As federal parliament resumed for the first time since the election, Labor introduced its top legislative priority, the Student Debt Cut Bill.
Roughly three million Australians stand to benefit from an automatic loan adjustment later this year, alongside a revamped repayment model.
“These are the Australians who will build Australia’s future, who are already building it, and this will take a weight off their back,” Education Minister Jason Clare said while introducing the bill.
The bill is expected to pass the House of Representatives swiftly, with Labor holding a comfortable majority.
In the Senate, it will require support from either the Coalition or the Greens.
How the 20 Percent Cut Will Be Applied
The 20 percent reduction will apply across all student loan types available under the Commonwealth’s Higher Education Loan Program (HELP). This includes HECS-HELP for undergraduate degrees, as well as FEE-HELP, VET student loans, and apprenticeship loan schemes.HELP debts are “income-contingent,” meaning repayments begin only once an individual’s income exceeds a certain threshold.
While no interest is charged, loan balances are indexed annually. A recent change means indexation now uses whichever is lower—inflation or wage growth.
If the legislation is approved, the Australian Taxation Office (ATO) will apply the cut automatically to loan balances as of June 1, 2025.
This year’s indexation rate of 3.2 percent will be recalculated based on the reduced balance.
The cut will also apply to loans for units or courses with a census date before 1 June, even if those debts haven’t yet appeared in a borrower’s ATO account.
Changes to Repayment Thresholds and Structure
Labor also plans to overhaul the income threshold and repayment method for HELP debts.The minimum income required to trigger repayments will increase from $54,435 to $67,000.

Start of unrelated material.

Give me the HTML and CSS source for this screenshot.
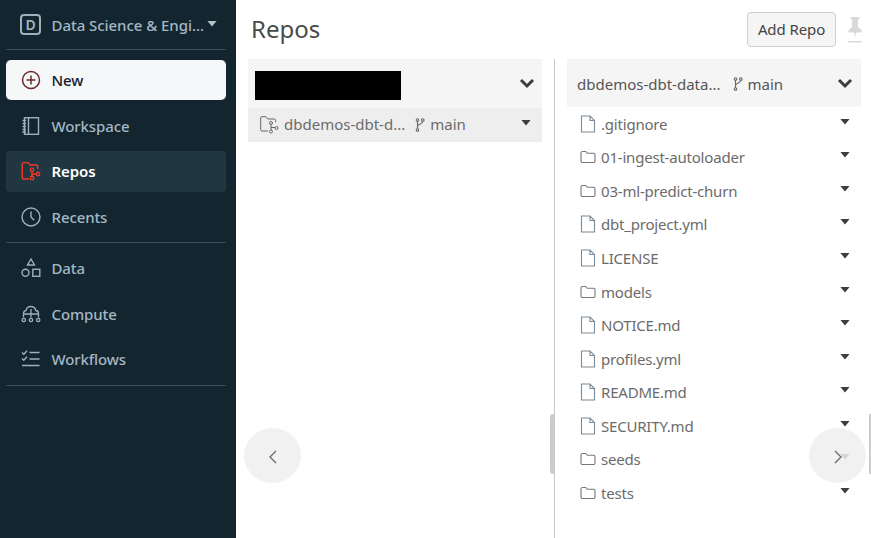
FILE: index.html
```html
<!DOCTYPE html>
<html lang="en">
<head>
<meta charset="utf-8">
<title>Repos</title>
<link rel="stylesheet" href="styles.css">
</head>
<body>
<svg class="defs" width="0" height="0" aria-hidden="true">
  <symbol id="file" viewBox="0 0 16 18"><path d="M1.500 1h8.500l4.500 4.500V17h-13zM10 1v4.500h4.500" fill="none" stroke="currentColor" stroke-width="1.100"/></symbol>
  <symbol id="folder" viewBox="0 0 16 14"><path d="M1 3a1.500 1.500 0 0 1 1.500-1.500h3.200l1.600 1.800h6.200A1.500 1.500 0 0 1 15 4.800V11a1.500 1.500 0 0 1-1.500 1.500h-11A1.500 1.500 0 0 1 1 11z" fill="none" stroke="currentColor" stroke-width="1.100"/></symbol>
  <symbol id="branch" viewBox="0 0 10 14"><g fill="none" stroke="currentColor" stroke-width="1.100"><circle cx="2.500" cy="2" r="1.300"/><circle cx="7.800" cy="2" r="1.300"/><circle cx="2.500" cy="12" r="1.300"/><path d="M2.500 3.300v7.400M7.800 3.300c0 3-5.300 2.500-5.300 5.500"/></g></symbol>
  <symbol id="caret" viewBox="0 0 12 7"><path d="M0.500 0h11L6 6.500z" fill="currentColor"/></symbol>
  <symbol id="chev" viewBox="0 0 16 11"><path d="M2 2l6 6 6-6" fill="none" stroke="currentColor" stroke-width="3"/></symbol>
</svg>
<div class="app">
  <nav class="side">
    <div class="persona">
      <span class="persona-badge">D</span>
      <span class="persona-name">Data Science &amp; Engi...</span>
      <svg class="persona-caret"><use href="#caret"/></svg>
    </div>
    <hr class="rule">
    <a class="item item-new">
      <svg class="ico" viewBox="0 0 20 20"><circle cx="10" cy="10" r="8.500" fill="none" stroke="#6b2a2a" stroke-width="1.500"/><path d="M10 5.500v9M5.500 10h9" stroke="#6b2a2a" stroke-width="1.500"/></svg>
      <span>New</span>
    </a>
    <a class="item item-work">
      <svg class="ico" viewBox="0 0 20 20"><g fill="none" stroke="currentColor" stroke-width="1.400"><rect x="3.500" y="1.700" width="14" height="16.600"/><path d="M7.500 1.700v16.600M1.500 4.500h3.500M1.500 7.500h3.500M1.500 10.500h3.500M1.500 13.500h3.500M1.500 16h3.500"/></g></svg>
      <span>Workspace</span>
    </a>
    <a class="item item-active">
      <svg class="ico" viewBox="0 0 20 20"><g fill="none" stroke="#f0382a" stroke-width="1.400"><path d="M8 18H2.500A1.200 1.200 0 0 1 1.300 16.800V2.800A1.200 1.200 0 0 1 2.500 1.600H7l2 2.400h6.500a1.200 1.200 0 0 1 1.200 1.200V8"/><circle cx="11" cy="8.800" r="1.700"/><circle cx="11" cy="17" r="1.700"/><circle cx="17" cy="13" r="1.700"/><path d="M11 10.500v4.800M11 13h4.300"/></g></svg>
      <span>Repos</span>
    </a>
    <a class="item">
      <svg class="ico" viewBox="0 0 20 20"><g fill="none" stroke="currentColor" stroke-width="1.400"><circle cx="10" cy="10" r="9"/><path d="M10 4.500V10l3.200 3.200"/></g></svg>
      <span>Recents</span>
    </a>
    <hr class="rule rule-b">
    <a class="item">
      <svg class="ico" viewBox="0 0 20 20"><g fill="none" stroke="currentColor" stroke-width="1.400"><path d="M10 1l3.500 6h-7z"/><circle cx="4.500" cy="14.800" r="3.500"/><rect x="11.800" y="11.300" width="7" height="7"/></g></svg>
      <span>Data</span>
    </a>
    <a class="item">
      <svg class="ico" viewBox="0 0 20 20"><g fill="none" stroke="currentColor" stroke-width="1.300"><path d="M2.500 13.500V9.500A3 3 0 0 1 5 6.500a5 5 0 0 1 9.800 0 3 3 0 0 1 2.700 3v4"/><path d="M10 5v8.500M3 10h14"/><circle cx="2.800" cy="16" r="1.700"/><circle cx="10" cy="16" r="1.700"/><circle cx="17.200" cy="16" r="1.700"/></g></svg>
      <span>Compute</span>
    </a>
    <a class="item">
      <svg class="ico" viewBox="0 0 20 20"><g fill="none" stroke="currentColor" stroke-width="1.400"><path d="M1 3.500l1.800 1.800L6 1.800M1 9.500l1.800 1.800L6 7.800M8.500 3.500h10M8.500 10h10M1 16.500h17.500"/></g></svg>
      <span>Workflows</span>
    </a>
    <hr class="rule rule-b">
  </nav>
  <main class="main">
    <header class="top">
      <h1 class="title">Repos</h1>
      <button class="add">Add Repo</button>
      <svg class="pin" viewBox="0 0 14 26"><path d="M2.500 0h9v2.500H10V10l3.500 3v2.500H8L7 21 6 15.500H.5V13L4 10V2.500H2.500zM0 24h14v1.500H0z" fill="#d9d9d9"/></svg>
    </header>
    <div class="cols">
      <section class="col col-left">
        <div class="col-head head-left">
          <span class="redact"></span>
          <svg class="chev"><use href="#chev"/></svg>
        </div>
        <div class="row row-sel">
          <svg class="ico-repo" viewBox="0 0 20 18"><g fill="none" stroke="#666" stroke-width="1"><path d="M8 15H2A1.300 1.300 0 0 1 .7 13.700V2A1.300 1.300 0 0 1 2 .7h4l1.800 2.300h6.500a1.300 1.300 0 0 1 1.300 1.300v2"/><circle cx="11" cy="7" r="1.500"/><circle cx="11" cy="15.500" r="1.500"/><circle cx="16.500" cy="12" r="1.500"/><path d="M11 8.500v5.500M11 11.500h4"/></g></svg>
          <span class="repo-name">dbdemos-dbt-d...</span>
          <svg class="branch"><use href="#branch"/></svg>
          <span class="branch-name">main</span>
          <svg class="caret caret-sel"><use href="#caret"/></svg>
        </div>
      </section>
      <div class="split"><span class="grip"></span></div>
      <section class="col col-right">
        <div class="col-head head-right">
          <span class="head-name">dbdemos-dbt-data...</span>
          <svg class="branch"><use href="#branch"/></svg>
          <span class="branch-name">main</span>
          <svg class="chev"><use href="#chev"/></svg>
        </div>
        <ul class="files">
          <li class="file"><svg class="fi"><use href="#file"/></svg><span>.gitignore</span><svg class="caret"><use href="#caret"/></svg></li>
          <li class="file"><svg class="fo"><use href="#folder"/></svg><span>01-ingest-autoloader</span><svg class="caret"><use href="#caret"/></svg></li>
          <li class="file"><svg class="fo"><use href="#folder"/></svg><span>03-ml-predict-churn</span><svg class="caret"><use href="#caret"/></svg></li>
          <li class="file"><svg class="fi"><use href="#file"/></svg><span>dbt_project.yml</span><svg class="caret"><use href="#caret"/></svg></li>
          <li class="file"><svg class="fi"><use href="#file"/></svg><span>LICENSE</span><svg class="caret"><use href="#caret"/></svg></li>
          <li class="file"><svg class="fo"><use href="#folder"/></svg><span>models</span><svg class="caret"><use href="#caret"/></svg></li>
          <li class="file"><svg class="fi"><use href="#file"/></svg><span>NOTICE.md</span><svg class="caret"><use href="#caret"/></svg></li>
          <li class="file"><svg class="fi"><use href="#file"/></svg><span>profiles.yml</span><svg class="caret"><use href="#caret"/></svg></li>
          <li class="file"><svg class="fi"><use href="#file"/></svg><span>README.md</span><svg class="caret"><use href="#caret"/></svg></li>
          <li class="file"><svg class="fi"><use href="#file"/></svg><span>SECURITY.md</span><svg class="caret"><use href="#caret"/></svg></li>
          <li class="file"><svg class="fo"><use href="#folder"/></svg><span>seeds</span><svg class="caret"><use href="#caret"/></svg></li>
          <li class="file"><svg class="fo"><use href="#folder"/></svg><span>tests</span><svg class="caret"><use href="#caret"/></svg></li>
        </ul>
      </section>
      <span class="edge"></span>
    </div>
    <button class="round round-l" aria-label="Previous"><svg viewBox="0 0 10 14"><path d="M8 1L2 7l6 6" fill="none" stroke="#666" stroke-width="1.300"/></svg></button>
    <button class="round round-r" aria-label="Next"><svg viewBox="0 0 10 14"><path d="M2 1l6 6-6 6" fill="none" stroke="#666" stroke-width="1.300"/></svg></button>
  </main>
</div>
</body>
</html>
```
FILE: styles.css
```css
* { box-sizing: border-box; }
html, body { margin: 0; height: 100%; overflow: hidden; }
body { font-family: "Noto Sans", "Open Sans", "Liberation Sans", sans-serif; background: #fff; }
.defs { position: absolute; }
.app { display: flex; width: 871px; height: 538px; }

.side { width: 236px; flex: none; background: #13252e; padding: 0 10px 0 6px; color: #a4b7c6; }
.persona { height: 49px; display: flex; align-items: center; padding-left: 14px; font-size: 15px; font-weight: 500; }
.persona-badge { width: 21px; height: 21px; border: 2px solid #9fb0bb; border-radius: 4px; display: flex; align-items: center; justify-content: center; font-size: 14px; font-weight: 600; margin-right: 10.500px; }
.persona-name { white-space: nowrap; letter-spacing: -0.05px; }
.persona-caret { width: 10px; height: 6px; margin: -2px 0 0 3px; color: #b4c2cc; }
.rule { margin: 0; border: 0; height: 1px; background: #3b4c55; }
.rule-b { margin-top: 4.500px; }
.item { display: flex; align-items: center; height: 41px; margin-top: 4.500px; padding: 0 0 1px 15px; border-radius: 4px; font-size: 15px; font-weight: 500; letter-spacing: -0.1px; }
.ico { width: 20px; height: 20px; margin-right: 10.500px; flex: none; color: #9fb0bb; }
.item-new { height: 40px; margin-top: 10px; padding-bottom: 0; background: #f6f7f8; color: #11222c; border-radius: 5px; }
.item-work { margin-top: 6px; }
.item-active { margin-top: 4px; background: #203742; color: #fff; font-weight: 600; }
.rule + .item:not(.item-new) { margin-top: 5px; }

.main { position: relative; flex: 1; min-width: 0; }
.top { display: flex; align-items: center; height: 59px; padding: 0 9px 0 15px; }
.title { margin: -2px auto 0 0; font-size: 24px; font-weight: 400; color: #4a4a4a; line-height: 1; }
.add { width: 89px; height: 35px; border: 1px solid #cfcfcf; border-radius: 4px; background: #f5f5f5; color: #444; font: 400 15px "Noto Sans", sans-serif; letter-spacing: -0.1px; padding: 0 0 1px; }
.pin { width: 14px; height: 26px; margin-left: 12px; }

.cols { display: flex; height: 479px; padding-left: 12px; }
.col-left { width: 294px; flex: none; }
.col-head { display: flex; align-items: center; background: #f5f5f5; }
.head-left { height: 49px; padding: 4px 7px 0; }
.redact { width: 146px; height: 29px; background: #000; }
.chev { width: 16px; height: 11px; margin-left: auto; color: #3d3d3d; }
.head-left .chev { margin-top: -4px; }
.row-sel { display: flex; align-items: center; height: 34px; background: #eee; padding: 0 12px; font-size: 15px; color: #6b6b6b; }
.row-sel span { position: relative; top: -1px; }
.ico-repo { width: 20px; height: 18px; margin-right: 4px; }
.branch { width: 10px; height: 14px; color: #666; margin-right: 5px; flex: none; }
.repo-name { margin-right: 10px; white-space: nowrap; }
.caret { width: 10px; height: 6px; color: #3d3d3d; margin-left: auto; flex: none; position: relative; top: -2px; }
.caret-sel { margin-right: -1px; }

.split { width: 25px; flex: none; position: relative; }
.split::after { content: ""; position: absolute; left: 12px; top: 0; bottom: 0; width: 1px; background: #cbcbcb; }
.grip { position: absolute; left: 8px; top: 355px; width: 4px; height: 60px; background: #ccc; border-radius: 3px 0 0 3px; }

.col-right { width: 294px; flex: none; }
.head-right { height: 48px; padding: 0 8px 0 10px; font-size: 15px; color: #555; }
.head-right span { position: relative; top: 1px; }
.head-right .branch { position: relative; top: 1px; margin-right: 4px; }
.head-name { margin-right: 13px; white-space: nowrap; }
.files { list-style: none; margin: 0; padding: 0; }
.file { display: flex; align-items: center; height: 33.550px; padding: 0 11px 0 13px; font-size: 15px; color: #6b6b6b; }
.file span { white-space: nowrap; letter-spacing: -0.2px; }
.fi { width: 16px; height: 18px; color: #7a8a96; margin-right: 5px; }
.fo { width: 16px; height: 14px; color: #777; margin-right: 5px; }
.edge { position: absolute; right: 0; top: 414px; width: 2px; height: 60px; background: #ccc; }

.round { position: absolute; top: 428px; width: 57px; height: 55px; border: 0; padding: 0; border-radius: 50%; background: rgba(238, 238, 238, 0.85); display: flex; align-items: center; justify-content: center; }
.round svg { width: 10px; height: 14px; margin-top: 3px; }
.round-l { left: 8px; }
.round-r { left: 573px; }
```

More significantly, repayments will no longer apply to the borrower’s entire income once the threshold is crossed. Instead, only the portion of income above the threshold will be subject to repayment at a higher rate.
Preliminary guidance suggests the new rate will be a flat 15 percent rate for income between $67,000 and $125,000, with modest increases beyond that. High-income earners (above $180,000) would continue paying at rates similar to the current system.
For example, under the current system, someone earning $70,000 would repay 2.5 percent of their full income—$1,750.
Under the new approach, only the $3,000 above the $67,000 threshold would be subject to repayment—just $450 at 15 percent.
These changes are proposed to apply from the 2025–26 financial year.